Sure, there are many costs involved in owning a home, such as maintenance, taxes, and utilities. However, there are lots of benefits to living in a nice home in a nice neighborhood. These costs and benefits probably balance out. The bottom line is that owning a home in recent years has been a slam-dunk financial windfall.

But housing’s salad days are over. House prices will be lucky to hold their own for the next few years. What changed? The answer is mortgage rates. They have risen a lot in recent weeks. Thirty-year fixed mortgage rates surged to more than 5.25%, up from 3% as recently as the start of the year. They were down to 5.1% in Thursday’s weekly report. For much of last year, rates consistently hit new record lows well below 3%.

Even higher mortgage rates seem likely. The economy is growing strongly, and inflation is raging, forcing the Federal Reserve to go on high alert. It is telegraphing numerous interest-rate hikes.

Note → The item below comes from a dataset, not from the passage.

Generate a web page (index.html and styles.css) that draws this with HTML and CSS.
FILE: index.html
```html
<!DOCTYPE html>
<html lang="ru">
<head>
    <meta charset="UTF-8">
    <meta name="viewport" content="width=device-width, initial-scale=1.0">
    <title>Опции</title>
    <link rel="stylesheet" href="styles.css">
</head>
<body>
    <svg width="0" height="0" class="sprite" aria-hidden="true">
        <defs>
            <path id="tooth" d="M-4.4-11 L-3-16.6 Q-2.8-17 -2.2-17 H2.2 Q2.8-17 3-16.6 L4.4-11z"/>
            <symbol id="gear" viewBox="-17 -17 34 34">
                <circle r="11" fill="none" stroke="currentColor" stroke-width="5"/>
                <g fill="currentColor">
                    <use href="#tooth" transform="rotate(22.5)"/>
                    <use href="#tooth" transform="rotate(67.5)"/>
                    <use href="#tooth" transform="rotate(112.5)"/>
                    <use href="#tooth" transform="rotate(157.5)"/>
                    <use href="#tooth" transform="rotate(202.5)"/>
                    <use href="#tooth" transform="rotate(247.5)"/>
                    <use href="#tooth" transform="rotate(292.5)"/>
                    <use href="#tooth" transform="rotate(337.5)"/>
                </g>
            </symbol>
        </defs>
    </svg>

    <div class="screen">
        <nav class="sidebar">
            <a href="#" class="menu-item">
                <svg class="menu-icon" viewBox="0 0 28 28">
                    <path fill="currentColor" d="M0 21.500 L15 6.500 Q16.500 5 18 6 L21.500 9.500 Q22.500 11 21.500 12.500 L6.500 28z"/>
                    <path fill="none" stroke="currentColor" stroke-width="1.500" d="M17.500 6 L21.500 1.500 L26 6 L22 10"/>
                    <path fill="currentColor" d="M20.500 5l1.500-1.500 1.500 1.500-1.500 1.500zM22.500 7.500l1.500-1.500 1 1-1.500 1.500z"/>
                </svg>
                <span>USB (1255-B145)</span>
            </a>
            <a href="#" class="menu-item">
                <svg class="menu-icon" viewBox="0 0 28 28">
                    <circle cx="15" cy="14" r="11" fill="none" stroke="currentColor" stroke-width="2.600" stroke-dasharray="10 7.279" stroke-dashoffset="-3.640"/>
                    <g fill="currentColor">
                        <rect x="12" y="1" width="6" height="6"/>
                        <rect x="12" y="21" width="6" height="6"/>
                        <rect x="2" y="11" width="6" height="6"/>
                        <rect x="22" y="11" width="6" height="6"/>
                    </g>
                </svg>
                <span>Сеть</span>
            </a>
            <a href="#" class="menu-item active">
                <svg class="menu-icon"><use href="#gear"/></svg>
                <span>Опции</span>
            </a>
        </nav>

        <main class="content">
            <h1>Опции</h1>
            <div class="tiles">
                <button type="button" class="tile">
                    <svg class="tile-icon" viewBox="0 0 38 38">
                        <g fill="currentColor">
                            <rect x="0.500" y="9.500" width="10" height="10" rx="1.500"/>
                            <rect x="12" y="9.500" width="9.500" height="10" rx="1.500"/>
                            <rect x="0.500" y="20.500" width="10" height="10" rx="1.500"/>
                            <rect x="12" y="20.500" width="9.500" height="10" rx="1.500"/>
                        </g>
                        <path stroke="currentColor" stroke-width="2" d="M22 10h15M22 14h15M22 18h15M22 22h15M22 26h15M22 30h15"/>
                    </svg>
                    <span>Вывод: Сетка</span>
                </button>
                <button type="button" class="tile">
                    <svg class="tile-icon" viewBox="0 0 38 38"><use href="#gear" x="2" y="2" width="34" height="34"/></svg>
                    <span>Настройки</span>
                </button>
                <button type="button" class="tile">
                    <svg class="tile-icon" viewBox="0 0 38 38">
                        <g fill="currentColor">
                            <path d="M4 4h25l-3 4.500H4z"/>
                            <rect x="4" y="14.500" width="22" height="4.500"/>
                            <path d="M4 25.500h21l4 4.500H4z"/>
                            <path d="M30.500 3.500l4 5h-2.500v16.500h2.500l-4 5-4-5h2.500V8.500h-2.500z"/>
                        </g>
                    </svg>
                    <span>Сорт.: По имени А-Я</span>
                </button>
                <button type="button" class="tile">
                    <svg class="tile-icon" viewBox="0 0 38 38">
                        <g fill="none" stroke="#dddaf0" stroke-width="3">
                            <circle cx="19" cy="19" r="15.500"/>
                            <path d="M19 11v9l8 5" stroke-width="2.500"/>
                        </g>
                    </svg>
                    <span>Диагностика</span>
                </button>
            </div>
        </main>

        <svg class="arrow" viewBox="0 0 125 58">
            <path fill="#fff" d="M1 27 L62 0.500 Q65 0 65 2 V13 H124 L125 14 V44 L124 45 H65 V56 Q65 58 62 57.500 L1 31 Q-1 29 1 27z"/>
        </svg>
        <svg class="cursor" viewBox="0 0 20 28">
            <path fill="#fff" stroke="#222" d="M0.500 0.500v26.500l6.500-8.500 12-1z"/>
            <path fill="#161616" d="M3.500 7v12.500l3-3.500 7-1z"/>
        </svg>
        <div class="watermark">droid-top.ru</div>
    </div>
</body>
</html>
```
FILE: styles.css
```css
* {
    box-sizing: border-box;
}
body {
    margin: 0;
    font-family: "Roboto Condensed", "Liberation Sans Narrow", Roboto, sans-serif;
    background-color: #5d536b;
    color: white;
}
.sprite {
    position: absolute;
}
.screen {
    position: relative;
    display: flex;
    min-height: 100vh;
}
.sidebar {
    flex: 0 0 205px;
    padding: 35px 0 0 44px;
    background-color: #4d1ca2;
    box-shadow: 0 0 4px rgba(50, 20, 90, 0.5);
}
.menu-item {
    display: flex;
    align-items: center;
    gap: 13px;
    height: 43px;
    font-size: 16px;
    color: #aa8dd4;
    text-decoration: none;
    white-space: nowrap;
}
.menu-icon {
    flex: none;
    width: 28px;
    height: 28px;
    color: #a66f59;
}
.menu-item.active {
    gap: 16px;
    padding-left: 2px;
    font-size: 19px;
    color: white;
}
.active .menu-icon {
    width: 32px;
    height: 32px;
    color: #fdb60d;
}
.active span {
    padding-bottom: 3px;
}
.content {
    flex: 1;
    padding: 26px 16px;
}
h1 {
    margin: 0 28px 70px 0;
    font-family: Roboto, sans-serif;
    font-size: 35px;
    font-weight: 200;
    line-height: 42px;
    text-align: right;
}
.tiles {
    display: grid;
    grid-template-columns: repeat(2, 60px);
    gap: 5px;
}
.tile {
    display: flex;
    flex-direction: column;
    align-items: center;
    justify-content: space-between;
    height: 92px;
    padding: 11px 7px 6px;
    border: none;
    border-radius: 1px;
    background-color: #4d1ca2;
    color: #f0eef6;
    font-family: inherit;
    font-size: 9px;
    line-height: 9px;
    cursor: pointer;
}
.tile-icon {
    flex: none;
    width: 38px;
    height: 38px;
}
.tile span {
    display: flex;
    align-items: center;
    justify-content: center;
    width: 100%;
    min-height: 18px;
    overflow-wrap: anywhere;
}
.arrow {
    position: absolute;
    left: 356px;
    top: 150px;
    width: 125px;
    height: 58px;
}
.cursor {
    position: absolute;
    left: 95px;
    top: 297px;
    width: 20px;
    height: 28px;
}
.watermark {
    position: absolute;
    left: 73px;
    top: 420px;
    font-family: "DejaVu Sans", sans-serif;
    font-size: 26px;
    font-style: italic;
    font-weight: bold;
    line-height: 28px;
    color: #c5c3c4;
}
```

Higher mortgage rates have quickly conflated with the extraordinarily high house prices to make purchasing a home unaffordable for most Americans. At the current mortgage rate and house price, the monthly mortgage payment is more than $1,700. That’s $500 more a month than a year ago, almost $1,000 more than a decade ago in today’s dollars. A household earning the median income needs to shell out almost a third of its income for the monthly payment.

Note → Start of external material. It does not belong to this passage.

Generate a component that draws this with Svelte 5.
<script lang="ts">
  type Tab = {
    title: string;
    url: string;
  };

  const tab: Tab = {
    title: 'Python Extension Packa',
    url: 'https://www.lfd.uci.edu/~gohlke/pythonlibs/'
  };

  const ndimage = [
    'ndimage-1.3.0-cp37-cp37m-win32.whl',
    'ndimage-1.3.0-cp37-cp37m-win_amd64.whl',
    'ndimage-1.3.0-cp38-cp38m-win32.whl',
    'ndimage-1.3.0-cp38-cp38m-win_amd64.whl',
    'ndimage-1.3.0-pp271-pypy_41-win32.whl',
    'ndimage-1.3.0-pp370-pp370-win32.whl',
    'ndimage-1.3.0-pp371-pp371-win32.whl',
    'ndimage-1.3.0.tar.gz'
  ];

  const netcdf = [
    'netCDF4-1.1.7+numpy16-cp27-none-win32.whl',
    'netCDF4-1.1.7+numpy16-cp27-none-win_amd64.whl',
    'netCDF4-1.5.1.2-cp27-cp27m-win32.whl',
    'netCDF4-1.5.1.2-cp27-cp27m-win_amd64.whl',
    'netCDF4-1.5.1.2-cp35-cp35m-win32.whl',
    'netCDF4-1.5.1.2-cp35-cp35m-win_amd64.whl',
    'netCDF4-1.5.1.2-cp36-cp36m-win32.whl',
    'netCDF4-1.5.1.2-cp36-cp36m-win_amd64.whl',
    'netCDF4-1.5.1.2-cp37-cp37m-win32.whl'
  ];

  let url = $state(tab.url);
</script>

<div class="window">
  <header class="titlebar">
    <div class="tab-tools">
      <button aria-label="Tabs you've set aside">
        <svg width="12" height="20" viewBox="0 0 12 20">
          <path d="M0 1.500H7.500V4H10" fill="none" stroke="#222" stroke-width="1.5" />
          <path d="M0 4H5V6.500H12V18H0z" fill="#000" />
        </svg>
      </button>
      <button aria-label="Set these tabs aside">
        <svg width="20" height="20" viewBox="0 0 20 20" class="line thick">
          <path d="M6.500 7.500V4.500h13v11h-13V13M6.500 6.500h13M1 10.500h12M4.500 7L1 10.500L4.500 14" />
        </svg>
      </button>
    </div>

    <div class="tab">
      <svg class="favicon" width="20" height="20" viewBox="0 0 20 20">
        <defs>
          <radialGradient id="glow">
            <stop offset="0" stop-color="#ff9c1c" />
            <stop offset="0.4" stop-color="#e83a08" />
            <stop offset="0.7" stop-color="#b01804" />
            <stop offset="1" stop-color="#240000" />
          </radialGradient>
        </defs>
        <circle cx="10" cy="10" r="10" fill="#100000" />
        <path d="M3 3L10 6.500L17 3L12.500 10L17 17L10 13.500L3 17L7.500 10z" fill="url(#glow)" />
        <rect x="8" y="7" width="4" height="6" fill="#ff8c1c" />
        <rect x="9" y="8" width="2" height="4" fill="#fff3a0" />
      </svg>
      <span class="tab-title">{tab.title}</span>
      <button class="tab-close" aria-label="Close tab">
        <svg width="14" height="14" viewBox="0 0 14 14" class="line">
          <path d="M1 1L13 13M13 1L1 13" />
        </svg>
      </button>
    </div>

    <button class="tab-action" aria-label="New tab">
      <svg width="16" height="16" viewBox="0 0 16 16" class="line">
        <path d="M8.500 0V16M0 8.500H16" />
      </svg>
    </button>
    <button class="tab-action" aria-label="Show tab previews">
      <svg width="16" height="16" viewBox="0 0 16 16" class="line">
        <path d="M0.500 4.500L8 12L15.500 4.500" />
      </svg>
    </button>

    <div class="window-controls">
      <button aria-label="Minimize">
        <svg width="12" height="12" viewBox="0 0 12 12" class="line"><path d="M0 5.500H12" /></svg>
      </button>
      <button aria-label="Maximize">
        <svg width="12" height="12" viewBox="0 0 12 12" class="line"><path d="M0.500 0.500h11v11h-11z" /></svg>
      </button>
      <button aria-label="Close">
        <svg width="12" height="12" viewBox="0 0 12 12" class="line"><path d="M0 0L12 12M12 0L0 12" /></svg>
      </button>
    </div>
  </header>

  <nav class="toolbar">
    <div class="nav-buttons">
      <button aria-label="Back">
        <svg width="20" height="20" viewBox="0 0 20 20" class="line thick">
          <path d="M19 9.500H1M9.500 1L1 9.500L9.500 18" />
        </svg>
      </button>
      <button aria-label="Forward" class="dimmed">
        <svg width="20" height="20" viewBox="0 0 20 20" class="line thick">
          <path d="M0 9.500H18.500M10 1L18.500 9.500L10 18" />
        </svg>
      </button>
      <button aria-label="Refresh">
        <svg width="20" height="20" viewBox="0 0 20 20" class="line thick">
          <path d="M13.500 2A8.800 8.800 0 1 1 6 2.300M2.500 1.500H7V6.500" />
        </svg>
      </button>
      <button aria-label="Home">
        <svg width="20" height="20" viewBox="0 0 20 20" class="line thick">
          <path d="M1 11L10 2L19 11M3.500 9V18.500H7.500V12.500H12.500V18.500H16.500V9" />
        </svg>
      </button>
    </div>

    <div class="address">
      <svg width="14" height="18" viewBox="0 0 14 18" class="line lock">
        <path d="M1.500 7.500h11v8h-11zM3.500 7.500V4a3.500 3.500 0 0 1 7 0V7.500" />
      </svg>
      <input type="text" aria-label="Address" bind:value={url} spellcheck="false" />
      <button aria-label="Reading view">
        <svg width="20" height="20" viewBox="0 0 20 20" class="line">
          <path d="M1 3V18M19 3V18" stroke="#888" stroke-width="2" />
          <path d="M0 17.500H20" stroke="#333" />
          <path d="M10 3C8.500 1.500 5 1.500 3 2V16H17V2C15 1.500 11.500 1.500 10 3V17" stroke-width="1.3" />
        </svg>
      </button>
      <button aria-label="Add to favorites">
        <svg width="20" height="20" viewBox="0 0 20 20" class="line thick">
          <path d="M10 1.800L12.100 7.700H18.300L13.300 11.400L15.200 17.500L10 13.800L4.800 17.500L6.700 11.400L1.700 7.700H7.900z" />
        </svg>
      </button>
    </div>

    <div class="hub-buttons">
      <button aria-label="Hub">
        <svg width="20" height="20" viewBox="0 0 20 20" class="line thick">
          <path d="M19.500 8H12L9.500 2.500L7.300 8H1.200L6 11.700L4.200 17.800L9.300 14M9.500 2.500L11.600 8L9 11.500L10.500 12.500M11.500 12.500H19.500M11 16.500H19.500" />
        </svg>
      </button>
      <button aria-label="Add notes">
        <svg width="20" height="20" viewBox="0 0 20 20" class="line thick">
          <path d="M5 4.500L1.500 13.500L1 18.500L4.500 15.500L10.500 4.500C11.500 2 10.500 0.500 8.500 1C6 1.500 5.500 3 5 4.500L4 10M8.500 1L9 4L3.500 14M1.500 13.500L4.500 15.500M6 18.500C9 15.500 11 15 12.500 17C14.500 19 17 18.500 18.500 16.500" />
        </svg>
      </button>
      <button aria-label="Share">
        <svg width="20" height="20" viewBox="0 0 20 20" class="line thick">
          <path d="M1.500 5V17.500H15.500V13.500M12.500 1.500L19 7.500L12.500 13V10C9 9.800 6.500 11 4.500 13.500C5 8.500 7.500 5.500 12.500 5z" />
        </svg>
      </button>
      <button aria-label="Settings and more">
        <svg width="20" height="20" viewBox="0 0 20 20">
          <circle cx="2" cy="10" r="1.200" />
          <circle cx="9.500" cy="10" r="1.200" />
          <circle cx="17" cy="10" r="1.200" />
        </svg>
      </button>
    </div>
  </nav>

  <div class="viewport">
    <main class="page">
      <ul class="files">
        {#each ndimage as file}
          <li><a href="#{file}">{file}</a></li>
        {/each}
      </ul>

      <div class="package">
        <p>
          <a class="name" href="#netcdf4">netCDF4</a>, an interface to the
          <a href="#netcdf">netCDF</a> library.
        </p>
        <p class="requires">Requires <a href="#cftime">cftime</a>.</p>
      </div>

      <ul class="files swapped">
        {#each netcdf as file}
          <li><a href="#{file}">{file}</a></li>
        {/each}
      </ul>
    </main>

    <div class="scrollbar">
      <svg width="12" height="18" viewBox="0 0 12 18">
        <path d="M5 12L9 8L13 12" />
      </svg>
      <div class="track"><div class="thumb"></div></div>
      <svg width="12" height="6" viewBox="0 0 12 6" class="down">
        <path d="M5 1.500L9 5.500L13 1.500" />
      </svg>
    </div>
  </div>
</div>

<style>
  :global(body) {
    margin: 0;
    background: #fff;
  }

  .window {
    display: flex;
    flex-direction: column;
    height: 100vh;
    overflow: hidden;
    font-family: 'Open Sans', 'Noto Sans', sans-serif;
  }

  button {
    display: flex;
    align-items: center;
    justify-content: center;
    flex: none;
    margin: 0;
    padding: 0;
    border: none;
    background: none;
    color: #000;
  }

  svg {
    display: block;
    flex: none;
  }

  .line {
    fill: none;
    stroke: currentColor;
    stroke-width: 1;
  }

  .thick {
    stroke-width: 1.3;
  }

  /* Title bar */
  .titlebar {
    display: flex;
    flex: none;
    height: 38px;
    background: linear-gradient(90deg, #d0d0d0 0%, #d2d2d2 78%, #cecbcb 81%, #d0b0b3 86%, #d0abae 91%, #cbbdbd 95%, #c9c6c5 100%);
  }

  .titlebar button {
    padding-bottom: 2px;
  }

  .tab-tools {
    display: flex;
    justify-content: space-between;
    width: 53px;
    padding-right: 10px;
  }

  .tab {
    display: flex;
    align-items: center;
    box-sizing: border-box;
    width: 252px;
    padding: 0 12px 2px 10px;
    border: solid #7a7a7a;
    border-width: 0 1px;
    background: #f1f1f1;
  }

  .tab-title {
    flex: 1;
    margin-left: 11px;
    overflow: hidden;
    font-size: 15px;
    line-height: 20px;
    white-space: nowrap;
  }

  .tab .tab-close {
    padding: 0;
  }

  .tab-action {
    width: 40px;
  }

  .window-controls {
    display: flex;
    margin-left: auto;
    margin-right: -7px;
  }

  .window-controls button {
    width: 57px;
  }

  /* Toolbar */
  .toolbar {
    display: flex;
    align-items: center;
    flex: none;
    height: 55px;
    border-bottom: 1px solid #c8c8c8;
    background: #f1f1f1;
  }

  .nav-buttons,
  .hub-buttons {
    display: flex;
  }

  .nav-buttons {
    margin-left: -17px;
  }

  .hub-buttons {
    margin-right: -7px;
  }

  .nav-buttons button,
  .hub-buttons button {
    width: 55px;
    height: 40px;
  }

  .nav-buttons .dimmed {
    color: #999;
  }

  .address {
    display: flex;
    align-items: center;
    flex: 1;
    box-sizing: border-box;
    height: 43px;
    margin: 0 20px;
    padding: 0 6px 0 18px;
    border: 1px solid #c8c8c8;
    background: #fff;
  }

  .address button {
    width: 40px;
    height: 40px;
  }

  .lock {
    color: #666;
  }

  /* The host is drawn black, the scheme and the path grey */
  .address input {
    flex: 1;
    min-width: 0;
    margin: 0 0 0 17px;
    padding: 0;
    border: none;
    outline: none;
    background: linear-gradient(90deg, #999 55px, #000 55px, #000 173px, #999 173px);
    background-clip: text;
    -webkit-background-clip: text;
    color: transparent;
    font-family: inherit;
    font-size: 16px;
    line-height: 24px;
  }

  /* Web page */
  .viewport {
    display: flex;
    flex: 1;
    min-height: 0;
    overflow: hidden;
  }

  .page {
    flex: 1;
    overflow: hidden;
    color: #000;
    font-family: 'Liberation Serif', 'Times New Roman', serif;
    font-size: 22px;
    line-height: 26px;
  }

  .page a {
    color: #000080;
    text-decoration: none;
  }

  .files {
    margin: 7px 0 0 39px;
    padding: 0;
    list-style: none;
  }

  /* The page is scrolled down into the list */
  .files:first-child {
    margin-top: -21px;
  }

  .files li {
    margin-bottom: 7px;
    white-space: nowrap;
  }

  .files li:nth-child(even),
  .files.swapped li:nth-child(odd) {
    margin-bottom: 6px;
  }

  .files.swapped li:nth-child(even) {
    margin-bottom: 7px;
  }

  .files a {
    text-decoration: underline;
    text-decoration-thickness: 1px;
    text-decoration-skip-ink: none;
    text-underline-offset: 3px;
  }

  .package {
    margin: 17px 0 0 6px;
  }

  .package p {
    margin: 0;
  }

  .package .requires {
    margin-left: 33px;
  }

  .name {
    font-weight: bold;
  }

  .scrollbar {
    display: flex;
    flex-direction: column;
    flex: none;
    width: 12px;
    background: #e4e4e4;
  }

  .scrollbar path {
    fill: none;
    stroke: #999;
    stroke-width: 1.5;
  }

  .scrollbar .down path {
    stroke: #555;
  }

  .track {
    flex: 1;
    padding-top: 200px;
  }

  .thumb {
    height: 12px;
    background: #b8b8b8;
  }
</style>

This daunting arithmetic is quickly creating fissures in the all-important spring home-selling season. Mortgage applications to purchase a home and buyer traffic for new homes have rolled over definitively. With home sales under pressure, the parabolic increase in house prices will soon peter out. Prices are likely to decline meaningfully in markets, mostly in the South and West, that have been most juiced-up. Philadelphia isn’t one of these markets, but it won’t be spared some price weakness.

Of course, talk of house-price declines conjures up the nightmare of the bursting housing bubble and financial crisis more than a decade ago. That’s not what is going to happen this go-around. The crash occurred in no small part due to the egregious mortgage lending and inherently unaffordable loan products that drove housing demand during the bubble. Remember those two-year subprime exploding adjustable-rate mortgages. Mortgage defaults and foreclosure sales at significantly discounted prices surged when the market crashed back then.

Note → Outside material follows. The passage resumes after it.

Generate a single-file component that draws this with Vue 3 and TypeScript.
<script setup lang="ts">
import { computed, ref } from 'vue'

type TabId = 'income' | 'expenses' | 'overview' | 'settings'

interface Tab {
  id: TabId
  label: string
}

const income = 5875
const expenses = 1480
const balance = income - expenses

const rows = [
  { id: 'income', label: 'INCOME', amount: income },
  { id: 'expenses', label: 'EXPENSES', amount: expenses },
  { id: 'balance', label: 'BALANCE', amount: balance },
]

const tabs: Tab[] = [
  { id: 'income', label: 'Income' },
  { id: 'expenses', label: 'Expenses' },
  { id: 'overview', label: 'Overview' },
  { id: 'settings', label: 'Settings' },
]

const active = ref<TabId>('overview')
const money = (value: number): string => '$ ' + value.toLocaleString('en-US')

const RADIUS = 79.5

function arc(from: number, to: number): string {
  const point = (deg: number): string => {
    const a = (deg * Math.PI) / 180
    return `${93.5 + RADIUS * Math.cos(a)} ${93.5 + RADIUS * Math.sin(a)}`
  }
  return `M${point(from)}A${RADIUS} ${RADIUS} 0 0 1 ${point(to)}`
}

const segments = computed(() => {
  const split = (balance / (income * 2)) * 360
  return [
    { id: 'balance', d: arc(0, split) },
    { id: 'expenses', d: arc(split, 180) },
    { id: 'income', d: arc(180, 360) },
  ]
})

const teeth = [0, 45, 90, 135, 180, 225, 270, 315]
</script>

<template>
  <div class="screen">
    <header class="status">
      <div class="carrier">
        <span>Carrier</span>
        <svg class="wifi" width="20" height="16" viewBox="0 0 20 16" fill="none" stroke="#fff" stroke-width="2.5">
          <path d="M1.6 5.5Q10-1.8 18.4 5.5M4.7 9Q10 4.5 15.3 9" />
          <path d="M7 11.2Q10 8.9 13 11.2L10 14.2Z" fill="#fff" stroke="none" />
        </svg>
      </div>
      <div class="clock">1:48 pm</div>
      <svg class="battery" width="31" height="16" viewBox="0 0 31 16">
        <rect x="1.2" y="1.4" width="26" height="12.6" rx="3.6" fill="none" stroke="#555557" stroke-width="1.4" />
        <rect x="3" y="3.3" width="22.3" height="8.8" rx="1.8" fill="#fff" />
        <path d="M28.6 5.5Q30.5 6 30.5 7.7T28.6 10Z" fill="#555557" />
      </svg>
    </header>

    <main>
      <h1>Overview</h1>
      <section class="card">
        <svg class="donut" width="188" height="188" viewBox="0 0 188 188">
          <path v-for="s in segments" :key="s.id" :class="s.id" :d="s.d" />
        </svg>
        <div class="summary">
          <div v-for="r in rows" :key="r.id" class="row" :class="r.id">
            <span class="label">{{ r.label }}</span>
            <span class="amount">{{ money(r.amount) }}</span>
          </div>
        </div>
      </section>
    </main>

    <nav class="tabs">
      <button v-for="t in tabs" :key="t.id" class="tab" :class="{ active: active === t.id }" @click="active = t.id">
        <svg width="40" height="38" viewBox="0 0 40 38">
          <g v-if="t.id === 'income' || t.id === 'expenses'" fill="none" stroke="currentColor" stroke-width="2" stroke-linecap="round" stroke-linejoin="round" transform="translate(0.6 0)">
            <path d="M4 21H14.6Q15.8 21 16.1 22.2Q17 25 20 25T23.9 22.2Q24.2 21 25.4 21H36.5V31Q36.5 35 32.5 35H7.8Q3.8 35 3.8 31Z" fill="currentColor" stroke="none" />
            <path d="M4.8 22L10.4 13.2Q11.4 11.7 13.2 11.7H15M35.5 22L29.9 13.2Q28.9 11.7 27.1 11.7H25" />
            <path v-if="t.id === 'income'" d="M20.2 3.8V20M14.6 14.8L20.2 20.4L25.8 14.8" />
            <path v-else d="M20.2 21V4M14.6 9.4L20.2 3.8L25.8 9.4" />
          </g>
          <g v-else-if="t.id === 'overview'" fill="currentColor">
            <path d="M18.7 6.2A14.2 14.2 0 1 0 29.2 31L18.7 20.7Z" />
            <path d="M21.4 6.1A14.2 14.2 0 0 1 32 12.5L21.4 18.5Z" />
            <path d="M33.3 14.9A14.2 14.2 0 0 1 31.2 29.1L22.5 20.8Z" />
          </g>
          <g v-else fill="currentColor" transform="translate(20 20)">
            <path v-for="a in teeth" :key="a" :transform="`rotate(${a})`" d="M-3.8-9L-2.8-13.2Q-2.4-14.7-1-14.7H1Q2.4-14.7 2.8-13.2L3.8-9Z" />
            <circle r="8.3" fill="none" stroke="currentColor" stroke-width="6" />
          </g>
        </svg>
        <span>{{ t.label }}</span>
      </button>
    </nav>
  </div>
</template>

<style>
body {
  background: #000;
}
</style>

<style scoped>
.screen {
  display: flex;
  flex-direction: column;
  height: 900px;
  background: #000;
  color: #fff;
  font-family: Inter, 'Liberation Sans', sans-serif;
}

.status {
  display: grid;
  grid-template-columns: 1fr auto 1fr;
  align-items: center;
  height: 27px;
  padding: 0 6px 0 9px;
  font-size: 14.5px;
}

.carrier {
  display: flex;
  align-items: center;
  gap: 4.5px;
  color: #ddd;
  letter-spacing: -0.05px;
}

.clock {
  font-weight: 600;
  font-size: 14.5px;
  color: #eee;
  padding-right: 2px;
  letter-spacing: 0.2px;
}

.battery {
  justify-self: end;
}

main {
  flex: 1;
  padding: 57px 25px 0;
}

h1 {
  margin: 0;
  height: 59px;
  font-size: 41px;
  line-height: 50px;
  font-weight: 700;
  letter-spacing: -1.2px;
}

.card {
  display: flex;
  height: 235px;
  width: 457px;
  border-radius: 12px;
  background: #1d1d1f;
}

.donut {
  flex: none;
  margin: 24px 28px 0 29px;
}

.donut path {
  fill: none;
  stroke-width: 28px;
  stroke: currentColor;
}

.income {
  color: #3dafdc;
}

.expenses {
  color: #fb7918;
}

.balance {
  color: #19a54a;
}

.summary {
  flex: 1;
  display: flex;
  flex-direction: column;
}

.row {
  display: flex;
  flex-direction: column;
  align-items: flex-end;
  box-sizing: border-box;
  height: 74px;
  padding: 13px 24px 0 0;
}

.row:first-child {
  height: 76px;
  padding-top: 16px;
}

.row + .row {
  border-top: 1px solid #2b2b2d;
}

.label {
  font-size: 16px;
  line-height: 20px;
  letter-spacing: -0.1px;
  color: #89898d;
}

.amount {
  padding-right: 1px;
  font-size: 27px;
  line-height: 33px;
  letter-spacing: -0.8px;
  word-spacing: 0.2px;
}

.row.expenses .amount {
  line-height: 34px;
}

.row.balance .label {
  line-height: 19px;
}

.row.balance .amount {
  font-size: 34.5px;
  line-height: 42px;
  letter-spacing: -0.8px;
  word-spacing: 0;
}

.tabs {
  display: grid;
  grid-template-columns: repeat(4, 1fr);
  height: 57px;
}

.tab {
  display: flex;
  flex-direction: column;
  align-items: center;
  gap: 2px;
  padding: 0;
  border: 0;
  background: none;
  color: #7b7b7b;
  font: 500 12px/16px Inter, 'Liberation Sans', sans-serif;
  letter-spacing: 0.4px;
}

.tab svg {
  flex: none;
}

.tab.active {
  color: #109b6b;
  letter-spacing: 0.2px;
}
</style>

Financial system safeguards put in place in the wake of the financial crisis, including new rules on mortgage lending, have made lending far more restrained in the current house-price boom. Today mostly only 30- and 15-year fixed rate mortgages are being originated. Foreclosures are sure to rise in the next few years, but only modestly in a return to more typical levels and certainly not to the degree that would result in more serious price declines.

Also putting a proverbial floor under house prices is the severe shortage of homes. Ever since homebuilding collapsed during the housing crash, builders have been unable to put up enough new homes. The pandemic has also scrambled supply chains for building materials, delaying deliveries of everything from plumbing fixtures to countertops.

So even though eye-popping house-price declines are unlikely, brace yourself. House prices are going nowhere fast in the next few years. It will be quite a comeuppance.

Mark Zandi is chief economist of Moody’s Analytics.